What you will do:
Copy all lines in which the word "components" can be found.

Dataset extract:
------------------------------------------------

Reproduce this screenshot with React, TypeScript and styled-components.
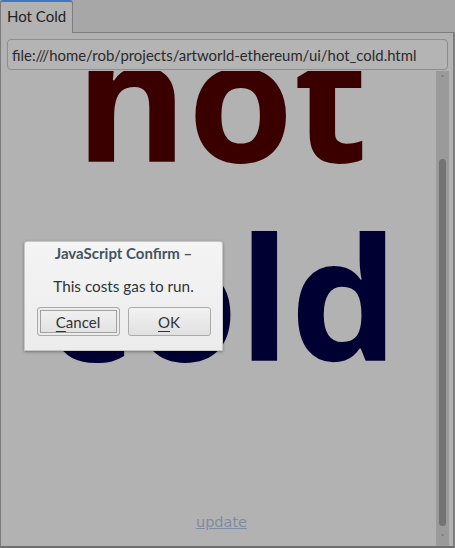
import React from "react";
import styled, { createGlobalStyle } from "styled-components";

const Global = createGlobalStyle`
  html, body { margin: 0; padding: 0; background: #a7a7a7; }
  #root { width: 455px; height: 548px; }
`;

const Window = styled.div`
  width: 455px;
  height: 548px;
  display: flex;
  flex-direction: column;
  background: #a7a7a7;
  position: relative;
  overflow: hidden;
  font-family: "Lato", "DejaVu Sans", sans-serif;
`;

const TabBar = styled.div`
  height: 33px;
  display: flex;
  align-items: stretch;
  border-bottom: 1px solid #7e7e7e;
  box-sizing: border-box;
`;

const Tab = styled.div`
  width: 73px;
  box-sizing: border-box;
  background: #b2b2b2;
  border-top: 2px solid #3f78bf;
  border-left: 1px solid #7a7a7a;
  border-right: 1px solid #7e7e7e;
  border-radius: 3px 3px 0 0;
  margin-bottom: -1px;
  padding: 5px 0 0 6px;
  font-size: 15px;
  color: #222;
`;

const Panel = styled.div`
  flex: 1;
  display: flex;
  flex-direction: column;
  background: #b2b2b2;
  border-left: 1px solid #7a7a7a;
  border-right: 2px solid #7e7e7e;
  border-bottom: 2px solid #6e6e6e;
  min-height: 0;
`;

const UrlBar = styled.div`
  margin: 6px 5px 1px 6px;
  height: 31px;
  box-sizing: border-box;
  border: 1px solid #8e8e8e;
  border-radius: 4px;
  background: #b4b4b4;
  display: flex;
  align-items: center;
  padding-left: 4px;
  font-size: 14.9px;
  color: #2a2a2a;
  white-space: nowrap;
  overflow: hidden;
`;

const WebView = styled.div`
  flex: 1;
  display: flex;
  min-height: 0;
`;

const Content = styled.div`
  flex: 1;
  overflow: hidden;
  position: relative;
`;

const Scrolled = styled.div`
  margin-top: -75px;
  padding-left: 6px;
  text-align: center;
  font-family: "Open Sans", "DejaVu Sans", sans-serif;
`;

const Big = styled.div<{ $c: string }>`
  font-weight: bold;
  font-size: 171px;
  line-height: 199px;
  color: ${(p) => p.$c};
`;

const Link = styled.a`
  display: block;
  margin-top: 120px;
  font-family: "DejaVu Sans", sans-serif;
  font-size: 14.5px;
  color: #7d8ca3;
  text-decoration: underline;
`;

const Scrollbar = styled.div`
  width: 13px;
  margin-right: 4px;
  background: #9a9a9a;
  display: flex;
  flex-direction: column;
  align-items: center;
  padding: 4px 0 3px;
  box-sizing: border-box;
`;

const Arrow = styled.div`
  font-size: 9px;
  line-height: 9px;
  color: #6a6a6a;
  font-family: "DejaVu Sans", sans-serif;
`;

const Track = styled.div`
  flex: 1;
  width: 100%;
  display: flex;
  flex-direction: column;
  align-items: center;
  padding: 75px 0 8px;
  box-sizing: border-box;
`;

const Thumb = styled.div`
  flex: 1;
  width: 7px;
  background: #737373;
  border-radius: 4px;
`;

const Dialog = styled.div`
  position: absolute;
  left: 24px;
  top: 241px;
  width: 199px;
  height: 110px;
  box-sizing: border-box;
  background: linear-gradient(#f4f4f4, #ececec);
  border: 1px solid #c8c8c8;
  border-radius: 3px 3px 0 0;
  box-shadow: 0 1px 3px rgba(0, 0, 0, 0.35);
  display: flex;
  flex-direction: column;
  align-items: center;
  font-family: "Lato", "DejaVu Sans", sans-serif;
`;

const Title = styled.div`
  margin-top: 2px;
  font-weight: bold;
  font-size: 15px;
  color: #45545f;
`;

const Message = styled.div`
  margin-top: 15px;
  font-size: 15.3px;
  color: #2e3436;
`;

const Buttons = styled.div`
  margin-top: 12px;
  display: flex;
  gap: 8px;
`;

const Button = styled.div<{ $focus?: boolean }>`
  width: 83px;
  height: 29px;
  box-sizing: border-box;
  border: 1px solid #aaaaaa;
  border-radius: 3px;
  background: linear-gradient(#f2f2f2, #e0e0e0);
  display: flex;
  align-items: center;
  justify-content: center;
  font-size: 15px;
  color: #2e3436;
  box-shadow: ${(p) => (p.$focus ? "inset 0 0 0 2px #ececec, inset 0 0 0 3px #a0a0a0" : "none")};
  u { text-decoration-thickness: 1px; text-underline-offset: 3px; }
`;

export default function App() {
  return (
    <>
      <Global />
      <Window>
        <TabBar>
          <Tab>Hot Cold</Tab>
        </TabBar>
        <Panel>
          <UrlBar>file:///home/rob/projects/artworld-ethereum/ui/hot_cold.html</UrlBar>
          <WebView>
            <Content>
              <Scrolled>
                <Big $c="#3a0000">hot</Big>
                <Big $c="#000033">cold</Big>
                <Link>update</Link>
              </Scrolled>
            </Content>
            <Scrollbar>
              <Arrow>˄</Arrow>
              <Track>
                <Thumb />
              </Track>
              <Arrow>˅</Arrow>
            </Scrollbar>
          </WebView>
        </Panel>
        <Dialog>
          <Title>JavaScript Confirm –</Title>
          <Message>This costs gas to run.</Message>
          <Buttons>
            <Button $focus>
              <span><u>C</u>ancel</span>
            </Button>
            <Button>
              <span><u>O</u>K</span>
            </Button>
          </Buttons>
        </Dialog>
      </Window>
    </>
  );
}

------------------------------------------------

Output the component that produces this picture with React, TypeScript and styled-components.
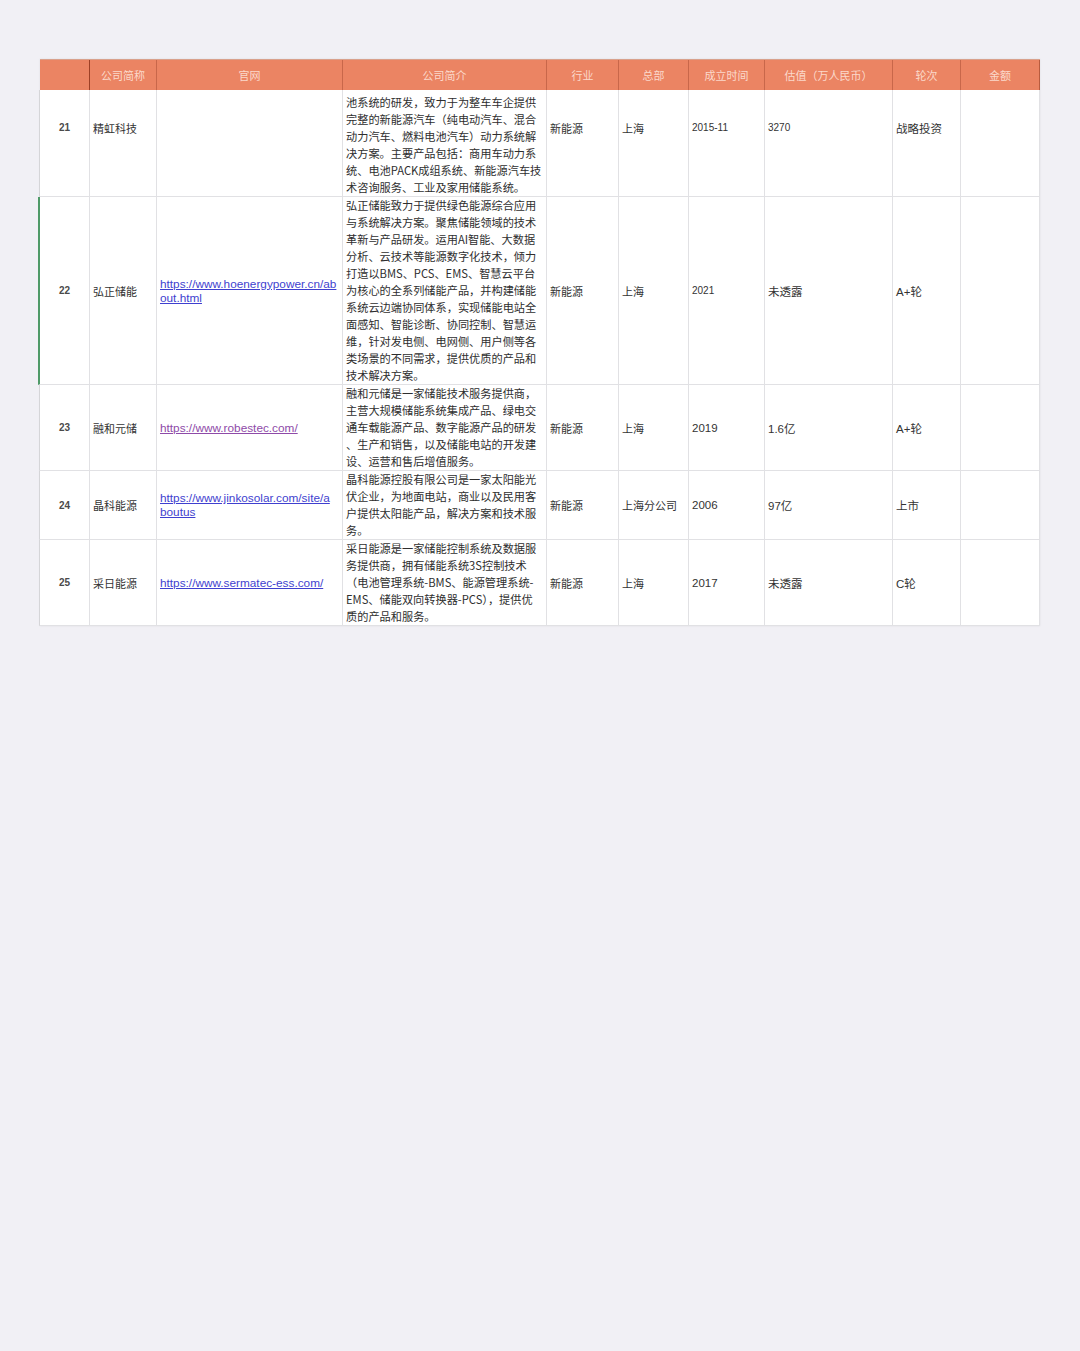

------------------------------------------------

Response:
Reproduce this screenshot with React, TypeScript and styled-components.
import styled, { createGlobalStyle } from "styled-components";
Output the component that produces this picture with React, TypeScript and styled-components.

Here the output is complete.